I just wanted to mention that at post 324 I offered some testable claims for intelligent design and creation in response to a related challenge from Doctor Stochastic.
Okay, thanks. Checked it out. "Steganalysis," "Steganography," etc. will require some further investigation on my part.
This seems to be something that needs to be spelled out in laymen's terms. First step, in my opinion, is at least agreeing there are "designed things" present in the universe.
Am I wrong in assuming there are only two possibilities? 1.) designed things exist, or 2.) designed things do not exist? Perhaps a third: All of existence is a figment of my imagination, but I don't think those kind of skeptics inhabit this place.
If you'll permit, me, I'd like to take a brief pass at this.
I'll beg off on the evidence of God's shout producing the cosmic background radiation variation, which, while charmingly clever, doesn't seem altogether pursuasive to me.
What I did want to talk about was the proposal that we look for an instruction manual in the junk DNA. Or, for example, a decoded message saying "I, God, did this!".

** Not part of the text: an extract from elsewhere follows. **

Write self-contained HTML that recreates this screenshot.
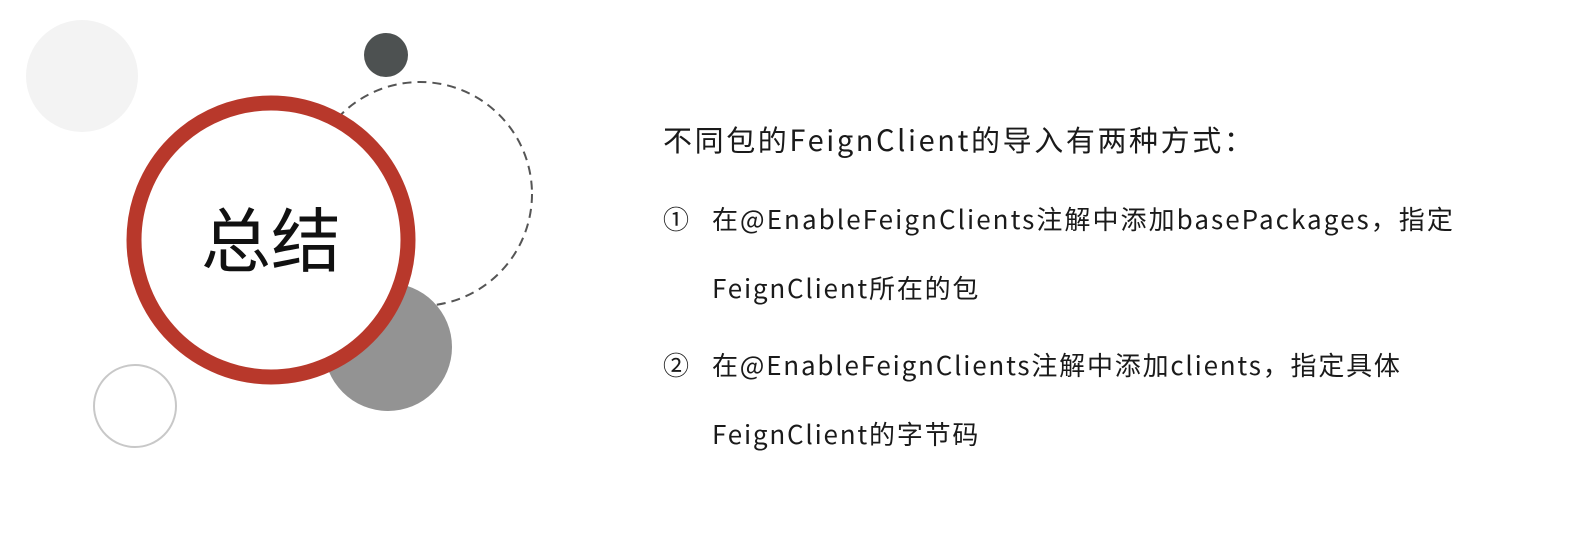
<!DOCTYPE html>
<html><head><meta charset="utf-8"><style>
html,body{margin:0;padding:0;width:1573px;height:543px;background:#fff;overflow:hidden;font-family:"Noto Sans CJK SC","Liberation Sans",sans-serif;color:#1a1a1a}
.t{position:absolute;white-space:nowrap;font-size:26px;line-height:32px;letter-spacing:1.8px}
.n{position:absolute;font-size:26px;line-height:32px}
</style></head><body>
<svg width="1573" height="543" style="position:absolute;left:0;top:0">
<circle cx="82" cy="76" r="56" fill="#f3f3f3"/>
<circle cx="386" cy="55" r="22" fill="#4d5151"/>
<circle cx="420" cy="194" r="112" fill="none" stroke="#555" stroke-width="2" stroke-dasharray="9 6"/>
<circle cx="388" cy="347" r="64" fill="#939393"/>
<circle cx="135" cy="406" r="41" fill="none" stroke="#c8c8c8" stroke-width="2"/>
<circle cx="271" cy="240" r="137" fill="#fff" stroke="#b8382b" stroke-width="15"/>
<text x="271" y="266" font-size="70" text-anchor="middle" fill="#111" font-family="Noto Sans CJK SC, sans-serif">总结</text>
</svg>
<div class="t" style="left:663px;top:123px;font-size:29px;letter-spacing:2.6px">不同包的FeignClient的导入有两种方式：</div>
<div class="n" style="left:663px;top:203px">①</div>
<div class="t" style="left:712px;top:203px;letter-spacing:2.05px">在@EnableFeignClients注解中添加basePackages，指定</div>
<div class="t" style="left:712px;top:272px">FeignClient所在的包</div>
<div class="n" style="left:663px;top:349px">②</div>
<div class="t" style="left:712px;top:349px">在@EnableFeignClients注解中添加clients，指定具体</div>
<div class="t" style="left:712px;top:418px">FeignClient的字节码</div>
</body></html>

I'd put all such proposed evidence from left field, as it were in the just-so-story bin. When IDers are challenged to come up with an experiment, what we mean is a critical experiment--one that might say yea or nay to a thesis on the table, and expanded to sufficient detail to make such an experiment constructable. As you know, this the Popperian commitment to falsifiability in science.
If you should unambiguously decrypt such a message, or if God appears in the midst of a burning bush on MTV and takes full credit, then we'll be on a new footing with ID. But until then, proposed evidence not presently on the table is outside the technical competence of science.
Otherwise, this notion remains on the sideline right alongside the argument for design. It has the potential to be science, since nobody can demonstrate that it couldn't be true, but without some form of compelling evidence to hand, science it is not.